Property Management Fees

When I first examined property management fees, I thought that they seemed to be a little high for the work involved. But, over the course of time that I have been in property management, I have seen many different types of tenants and found that overall, the money charged to the owner is well worth it, probably too cheap. Consider the following costs and efforts expended by the property manager:

  1. Advertising Costs
    Advertising is expensive. Just running an ad in the paper over the course of a month could run up a 3 digit bill. But further, many realtors have websites, with incur monthly costs as well as time and effort to gain exposure on the web. And what about the costs of signs and fliers? Truly, advertising carries a high cost.
  2. Communication Costs
    In today’s world, a realtor almost has to have phone, internet, and email connectivity to be able to make a living. Most realtors go a step further and maintain their own website, in order to generate more exposure for their properties. So just the costs alone of these services tend to be high, and the time it takes to accept phone calls, check emails and voice mails can pile up quickly.
  3. Office Costs
    Many realtors do not own their own office, however they pay an office rental fee to their broker for use of an office inside the realty. These costs tend not to be cheap, either.
  4. Gasoline and Automotive Repair
    In times past this wasn’t as much of a problem as it is today. Today, many realtors are just getting scalped at the gas pump, and driving back and forth to your property and waiting for the no-call, no-show prospective tenant is extremely expensive. I have begun to call contacts just before I spend the time and gas to get to the property.
  5. Ongoing License and Dues Costs
    All realtors have to pay for license renewals, and most realtors are members of a local board of realtors. Of these, many are also paying dues to have access to their local MLS (multiple listing service). Combined, these costs can add up to 4 digit per year expenses.
  6. Tenant Maintenance
    This is the most costly for property managers. No matter how much screening is done to a perspective tenant, there is still no guarantee that the tenant will pay, or will take care of the property. As I have begun to manage more and more tenants, I find that a small percentage of the tenants costs me a ridiculous amount of time and money just getting the rent from them every month, not to mention the costs associated with cleaning up their messes.

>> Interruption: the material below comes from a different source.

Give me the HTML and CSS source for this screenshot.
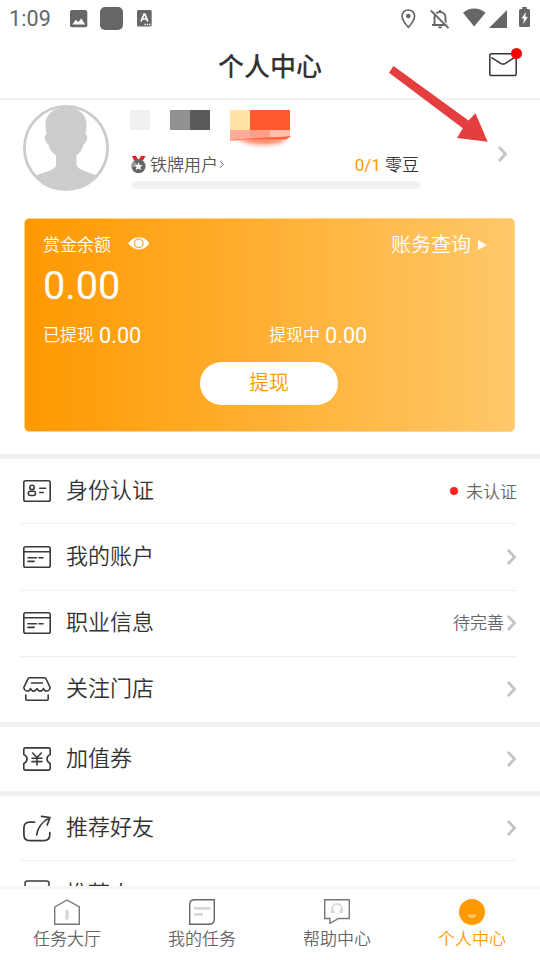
FILE: index.html
```html
<!DOCTYPE html>
<html lang="zh-CN">
<head>
<meta charset="utf-8">
<title>个人中心</title>
<link rel="stylesheet" href="styles.css">
</head>
<body>
<svg class="defs" width="0" height="0">
  <symbol id="chevron" viewBox="0 0 10 16"><path d="M1.700 1.700 7.500 8 1.700 14.300" fill="none" stroke="#c4c4c6" stroke-width="2.900" stroke-linecap="round" stroke-linejoin="miter"/></symbol>
  <symbol id="bankcard" viewBox="0 0 28 22"><g fill="none" stroke="#3a3a3a" stroke-width="1.600" stroke-linecap="round"><rect x=".8" y=".8" width="26.400" height="20.400" rx="1.800"/><path d="M1 5.800h26M5 11.700h8.500M16 11.700h4M5 15.400h6.200"/></g></symbol>
</svg>
<div class="screen">
  <div class="statusbar">
    <span class="clock">1:09</span>
    <svg class="s-photo" width="18" height="18" viewBox="0 0 18 18"><rect width="17.300" height="17.300" rx="2" fill="#666"/><path d="M2.300 14.500 5.800 9.700 8.200 12.300 11.300 8.500 15.300 14.500z" fill="#fff"/></svg>
    <span class="s-block"></span>
    <svg class="s-lang" width="15" height="17" viewBox="0 0 15 17"><rect width="14.700" height="16.500" rx="1.500" fill="#666"/><path d="M4 11.500 7 4h.8l3 7.500M5 9h4.800" fill="none" stroke="#fff" stroke-width="1.700"/><path d="M7.500 14.500h6" stroke="#fff" stroke-width="1.300" stroke-dasharray="1.300 1"/></svg>
    <span class="grow"></span>
    <svg class="s-pin" width="15" height="20" viewBox="0 0 15 20"><path d="M7.300 1C3.800 1 1.100 3.600 1.100 7c0 4.500 6.200 11.300 6.200 11.300S13.600 11.500 13.600 7c0-3.400-2.800-6-6.300-6z" fill="none" stroke="#666" stroke-width="1.700"/><circle cx="7.300" cy="7" r="2.300" fill="#666"/></svg>
    <svg class="s-bell" width="20" height="20" viewBox="0 0 20 20"><path d="M4.500 15V8.500C4.500 5 7 3 10 3s5.500 2 5.500 5.500V15M2 16h16M10 1v2" fill="none" stroke="#666" stroke-width="1.900"/><path d="M8 17.500h4.200a2.100 2 0 0 1-4.200 0z" fill="#666"/><path d="M2 1 19.500 18.500" stroke="#fff" stroke-width="1.500"/><path d="M.8 1.500 18.500 19.200" stroke="#666" stroke-width="1.800"/></svg>
    <svg class="s-wifi" width="23" height="19" viewBox="0 0 23 19"><path d="M0 4.700C6-1 16.500-1 22.500 4.700L11.200 18.500z" fill="#666"/></svg>
    <svg class="s-signal" width="18" height="18" viewBox="0 0 18 18"><path d="M18 0v18H0z" fill="#666"/></svg>
    <svg class="s-battery" width="11" height="20" viewBox="0 0 11 20"><path d="M3.200 0h4.600v2H9.500A1.500 1.500 0 0 1 11 3.500v15A1.500 1.500 0 0 1 9.500 20h-8A1.500 1.500 0 0 1 0 18.500v-15A1.500 1.500 0 0 1 1.500 2h1.700z" fill="#666"/><path d="M7 4.800 2.500 11.500H5l-.8 5.700 4.600-7.400H6.200z" fill="#fff"/></svg>
  </div>
  <header class="titlebar">
    <h1>个人中心</h1>
    <div class="mail">
      <svg width="28" height="24" viewBox="0 0 28 24"><g fill="none" stroke="#333" stroke-width="1.500" stroke-linecap="round" stroke-linejoin="round"><rect x=".8" y=".8" width="26.400" height="21.800" rx="1.800"/><path d="M3 4.900 12 10.600Q14 11.600 16 10.600L25 4.900"/></g></svg>
      <i class="badge"></i>
    </div>
  </header>

  <section class="profile">
    <svg class="avatar" width="86" height="86" viewBox="0 0 86 86"><path d="M43 2.500c-14 0-20.500 8-20.500 17 0 4 .8 7 1 10-3 0-1.700 8 2 10 1 5 4 8.500 7.500 11V60c0 5-13 7.500-21 11 8 9 20 13.500 31.500 13.500S66.500 80 75 71C66 67 53.500 65 53.500 59v-8.500c3-2.500 6-6 7-11 4-2 5-10 2-10 .3-3 1-6 1-10C63.500 10.500 57 2.500 43 2.500z" fill="#ccc"/><circle cx="43" cy="43" r="41.600" fill="none" stroke="#ccc" stroke-width="2.800"/></svg>
    <div class="info">
      <div class="name">
        <span class="px px-light"></span>
        <span class="px px-gray"></span>
        <svg width="64" height="42" viewBox="0 0 64 42"><defs><filter id="soft" x="-20%" y="-80%" width="140%" height="260%"><feGaussianBlur stdDeviation="2"/></filter></defs><path d="M6 28H57Q52 34.500 34 34.500T6 28z" fill="#ff8060" filter="url(#soft)"/><path d="M0 0h20v20H0z" fill="#ffe2a4"/><path d="M20 0h40v20H20z" fill="#ff5a30"/><path d="M0 20h60v7L0 31z" fill="#ffab97"/><path d="M20 20h20v7H20z" fill="#ff9f87"/><path d="M40 20h20v7H40z" fill="#ffc0b0"/><path d="M0 30.500C20 27 44 28 61.500 26L56 29.500H12z" fill="#ff6238"/></svg>
      </div>
      <div class="level">
        <svg width="16" height="19" viewBox="0 0 16 19"><path d="M1 1h4l2.500 4L10 1h4.500L12 5.500H3z" fill="#e82024"/><circle cx="7.500" cy="11.200" r="7" fill="#666"/><path d="M3 5.900a7 7 0 0 0-2.400 6.500L7.500 11z" fill="#999"/><path d="m7.500 7.200 1.200 2.700 2.900.3-2.200 1.900.7 2.800-2.600-1.500-2.600 1.500.7-2.800-2.200-1.900 2.900-.3z" fill="#fff"/></svg>
        <span class="rank">铁牌用户</span>
        <svg class="mini" width="6" height="9" viewBox="0 0 6 9"><path d="M1 1 4.300 4.400 1 7.800" fill="none" stroke="#666"/></svg>
        <span class="beans"><b>0/1</b> 零豆</span>
      </div>
      <div class="progress"></div>
    </div>
    <svg class="chev" width="10" height="16"><use href="#chevron"/></svg>
    <svg class="arrow" width="100" height="78" viewBox="0 0 100 78"><path d="M4.500 0 0 6.700 73.800 62.200 68 72 98.700 75.700 86.500 47.300 79.500 54.500z" fill="#e53e3e"/></svg>
  </section>

  <section class="wallet">
    <div class="w-head">
      <span class="w-label">赏金余额</span>
      <svg class="eye" width="22" height="13" viewBox="0 0 22 13"><path d="M0 6.300Q4.500.3 11 .3T21.500 6.300Q17 12.500 11 12.500T0 6.300z" fill="#fff"/><circle cx="10.700" cy="6.300" r="4.300" fill="#fff" stroke="#ffa318" stroke-width="1.200"/></svg>
      <span class="w-link">账务查询</span>
      <svg width="9" height="10" viewBox="0 0 9 10"><path d="M0 0v10L9 5z" fill="#fff"/></svg>
    </div>
    <div class="balance">0.00</div>
    <div class="w-stats"><div>已提现 <em>0.00</em></div><div>提现中 <em>0.00</em></div></div>
    <button class="withdraw">提现</button>
  </section>

  <main class="menu">
    <div class="group">
      <div class="row">
        <svg class="ico" width="28" height="22" viewBox="0 0 28 22"><g fill="none" stroke="#3a3a3a" stroke-width="1.600" stroke-linecap="round"><rect x=".8" y=".8" width="26.400" height="20.400" rx="1.800"/><circle cx="9" cy="7.400" r="2.200"/><rect x="5.300" y="11.300" width="7.200" height="4.200" rx="2"/><path d="M16.700 8.200h6M16.700 12.500h3.600"/></g></svg>
        <span class="label">身份认证</span><i class="dot"></i><span class="value">未认证</span>
      </div>
      <div class="row">
        <svg class="ico" width="28" height="22"><use href="#bankcard"/></svg>
        <span class="label">我的账户</span><svg class="chev" width="10" height="16"><use href="#chevron"/></svg>
      </div>
      <div class="row">
        <svg class="ico" width="28" height="22"><use href="#bankcard"/></svg>
        <span class="label">职业信息</span><span class="value">待完善</span><svg class="chev" width="10" height="16"><use href="#chevron"/></svg>
      </div>
      <div class="row">
        <svg class="ico" width="28" height="24" viewBox="0 0 28 24"><g fill="none" stroke="#3a3a3a" stroke-width="1.600" stroke-linecap="round" stroke-linejoin="round"><path d="M6.500.8h15Q22.500.8 23 1.800L27.200 10.500C26.500 15 21.500 15 20.500 11.500 19 15 15.500 15 14 11.500 12.500 15 9 15 7.500 11.500 6.500 15 1.500 15 .8 10.500L5 1.800Q5.500.8 6.500.8zM8.500 6h11M2.800 18v4.200q0 1 1 1h20.400q1 0 1-1V18"/></g></svg>
        <span class="label">关注门店</span><svg class="chev" width="10" height="16"><use href="#chevron"/></svg>
      </div>
    </div>
    <div class="group">
      <div class="row">
        <svg class="ico" width="28" height="24" viewBox="0 0 28 24"><g fill="none" stroke="#3a3a3a" stroke-width="1.600" stroke-linecap="round" stroke-linejoin="round"><path d="M2.300.9h23.400q1.500 0 1.500 1.500v5.200c-4.300 2-4.300 6.800 0 8.800v5.200q0 1.500-1.500 1.500H2.300Q.8 23.100.8 21.600v-5.200c4.300-2 4.300-6.800 0-8.800V2.400Q.8.900 2.300.9z"/><path d="M9.700 6 14 10.500 18.300 6M14 10.500V18M9 11.200h10M9 14.600h10"/></g></svg>
        <span class="label">加值券</span><svg class="chev" width="10" height="16"><use href="#chevron"/></svg>
      </div>
    </div>
    <div class="group">
      <div class="row">
        <svg class="ico" width="28" height="27" viewBox="0 0 28 27"><g fill="none" stroke="#3a3a3a" stroke-width="1.700" stroke-linecap="round" stroke-linejoin="round"><path d="M11.500 7.200H6.800C2.800 7.200.9 9 .9 13v6.500c0 4 1.900 6.200 5.900 6.200h13.700c4 0 6.300-2 6.300-6.200v-1.800M13.700 20C14.500 13.500 19 6.500 26.800 2.800M18.500 1.300 27 2.500 24.200 10"/></g></svg>
        <span class="label">推荐好友</span><svg class="chev" width="10" height="16"><use href="#chevron"/></svg>
      </div>
      <div class="row">
        <svg class="ico" width="28" height="28" viewBox="0 0 28 28"><rect x="2" y=".9" width="24" height="25" rx="2.500" fill="none" stroke="#3a3a3a" stroke-width="1.500"/></svg>
        <span class="label">推荐人</span>
      </div>
    </div>
  </main>

  <nav class="tabs">
    <div class="tab">
      <svg width="26" height="26" viewBox="0 0 26 26"><path d="M.7 8 13 1 25.300 8v17.300H.7z" fill="none" stroke="#777" stroke-width="1.400"/><path d="M13 11v9.500" stroke="#d8d8d8" stroke-width="3.500"/></svg>
      <span>任务大厅</span>
    </div>
    <div class="tab">
      <svg width="26" height="26" viewBox="0 0 26 26"><path d="M5.500.7h19.800v19c0 3.500-2 5.600-5.600 5.600H.7V5.500C.7 2.500 2.500.7 5.500.7z" fill="none" stroke="#666" stroke-width="1.400"/><path d="M5 9.300h16.500M5 15.300h9" stroke="#d8d8d8" stroke-width="2.800"/></svg>
      <span>我的任务</span>
    </div>
    <div class="tab">
      <svg width="26" height="26" viewBox="0 0 26 26"><path d="M.7.700h24.600v18.800H14.500L6 24.300v-4.800H.7z" fill="none" stroke="#777" stroke-width="1.400"/><path d="M8 13V10a5 5 0 0 1 10 0v3" fill="none" stroke="#d8d8d8" stroke-width="1.800"/><path d="M7 10.500h3.500V14H7zM15.500 10.500H19V14h-3.500z" fill="#d8d8d8"/></svg>
      <span>帮助中心</span>
    </div>
    <div class="tab active">
      <svg width="26" height="26" viewBox="0 0 26 26"><circle cx="13" cy="13" r="13" fill="#f90"/><path d="M8.300 15.500h9.400c-1 5-8.400 5-9.400 0z" fill="#ffc266"/></svg>
      <span>个人中心</span>
    </div>
  </nav>
</div>
</body>
</html>
```
FILE: styles.css
```css
* { box-sizing: border-box; }
body {
  margin: 0;
  background: #fff;
  color: #333;
  font-family: Roboto, "Noto Sans CJK SC", sans-serif;
  font-weight: 350;
}
svg { display: block; flex: none; }
.defs { position: absolute; }
.screen { width: 540px; height: 960px; display: flex; flex-direction: column; overflow: hidden; }
.grow { flex: 1; }

.statusbar { height: 37px; flex: none; display: flex; align-items: center; padding: 0 10px 0 9px; }
.clock { width: 61px; font-size: 21.500px; font-weight: 400; color: #666; letter-spacing: .1px; }
.s-block { width: 23px; height: 23px; border-radius: 5px; background: #666; margin: 0 14px 0 12px; }
.s-pin { margin-right: 14px; }
.s-bell { margin-right: 13px; }
.s-wifi { margin-right: 3px; margin-top: -2px; }
.s-signal { margin-right: 12px; }
.s-battery { margin-top: -3px; }

.titlebar { height: 63px; flex: none; display: flex; justify-content: center; border-bottom: 2px solid #f1f1f1; position: relative; }
.titlebar h1 { margin: 0; font-size: 26px; line-height: 60px; font-weight: 500; }
.mail { position: absolute; right: 23px; top: 16px; }
.badge { position: absolute; right: -5px; top: -5px; width: 11px; height: 11px; border-radius: 50%; background: #f00; }

.profile { height: 118px; flex: none; display: flex; align-items: flex-start; padding: 5px 0 0 23px; position: relative; }
.info { width: 290px; margin-left: 21px; padding-top: 5px; }
.name { display: flex; height: 41px; }
.px { height: 20px; }
.px-light { width: 20px; background: #f1f1f1; }
.px-gray { width: 40px; margin: 0 20px; background: linear-gradient(90deg, #919191 50%, #5a5a5a 50%); }
.level { display: flex; align-items: center; height: 26px; font-size: 17px; color: #555; margin-left: 1px; }
.level > span { padding-bottom: 2px; }
.rank { margin-left: 3px; }
.mini { margin-left: 1px; }
.beans { margin-left: auto; margin-right: 1px; color: #333; }
.beans b { font-weight: 400; color: #f90; }
.progress { height: 8px; margin: 4px 0 0 2px; border-radius: 4px; background: #f1f1f1; }
.profile .chev { margin: 41px 0 0 78px; }
.arrow { position: absolute; left: 389px; top: -34px; }

.wallet { width: 491px; height: 214px; flex: none; margin: 0 0 22px 24px; padding: 10px 19px; border-radius: 5px; background: linear-gradient(90deg, #f90, #ffc869); border: 1px solid #ffd38a; color: #fff; display: flex; flex-direction: column; }
.w-head { display: flex; align-items: center; height: 28px; margin-left: -1px; }
.w-label { font-size: 17px; }
.eye { margin: 1px 0 0 17px; }
.w-link { margin-left: auto; margin-right: 7px; font-size: 20px; }
.w-head svg:last-child { margin: 3px 8px 0 0; }
.balance { font-size: 39.700px; font-weight: 400; line-height: 52px; margin: 3px 0 0 -1px; }
.w-stats { display: flex; height: 30px; font-size: 17px; line-height: 30px; margin: 8px 0 0 -1px; }
.w-stats div { width: 226px; display: flex; gap: 5px; }
.w-stats em { font-style: normal; font-weight: 400; font-size: 21.700px; padding-top: 1px; }
.withdraw { align-self: center; width: 138px; height: 43px; flex: none; margin: 12px 0 0 -1px; padding: 0 0 4px; border: 0; border-radius: 22px; background: #fff; color: #f90; font: inherit; font-size: 20px; }

.menu { flex: 1; min-height: 0; overflow: hidden; }
.group { border-top: 5px solid #f1f1f1; padding: 0 23px 0 20px; }
.row { height: 66px; display: flex; align-items: center; padding: 0 0 2px 3px; border-top: 1px solid #f0f0f0; }
.row:first-child { height: 64px; border-top: 0; padding-bottom: 0; }
.row:nth-child(2) { height: 67px; padding-bottom: 0; }
.label { margin-left: 15px; margin-right: auto; font-size: 22px; line-height: 32px; }
.value { font-size: 17px; color: #666; padding-bottom: 2px; }
.dot { width: 8px; height: 8px; border-radius: 50%; background: #ff2020; margin-right: 8px; }
.row .chev { margin: 0 0 0 3px; }

.tabs { height: 74px; flex: none; display: flex; border-top: 3px solid #f7f7f7; background: #fff; }
.tab { flex: 1; display: flex; flex-direction: column; align-items: center; gap: 1px; padding: 10px 1px 0 0; font-size: 17px; line-height: 26px; color: #666; }
.active { color: #f90; }
```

So now that you are aware of some the costs that property managers incur, let’s look at the fees they charge. Typically, the property manager is going to charge 10% of the rent every month for maintenance of the tenant. You may think that is a high costs, but again, consider the costs above that the property manager is paying for. Also, property managers are moving towards charging additional money to handle repairs. Again, having to manage a contractor and checking up on the work to make sure it is done correctly is worth the additional money. Another fee that managers are charging these days in an up front fee of a fixed amount to cover initial costs, particularly in advertising and setup costs.

So the bottom line is, do you want to hassle with everything mentioned above, or would it be easier to just let the management company handle it? Obviously it is up to you, but you should be a little more informed about what it takes to manage properties now.

4 thoughts on “Property Management Fees

  1. Jeffry,
    Great article – answered a lot of my questions but also brought up a few – Do most property management companies charge a set-up fee. If so what does it include? When do you look at the actual property, review the books, etc to determine if you want to manage the specific property?

    Thanks and keep up the good work!

    • Georgia:

      Property management companies often charge up front fees. Usually something like have the first month’s rent. There may be additional fees.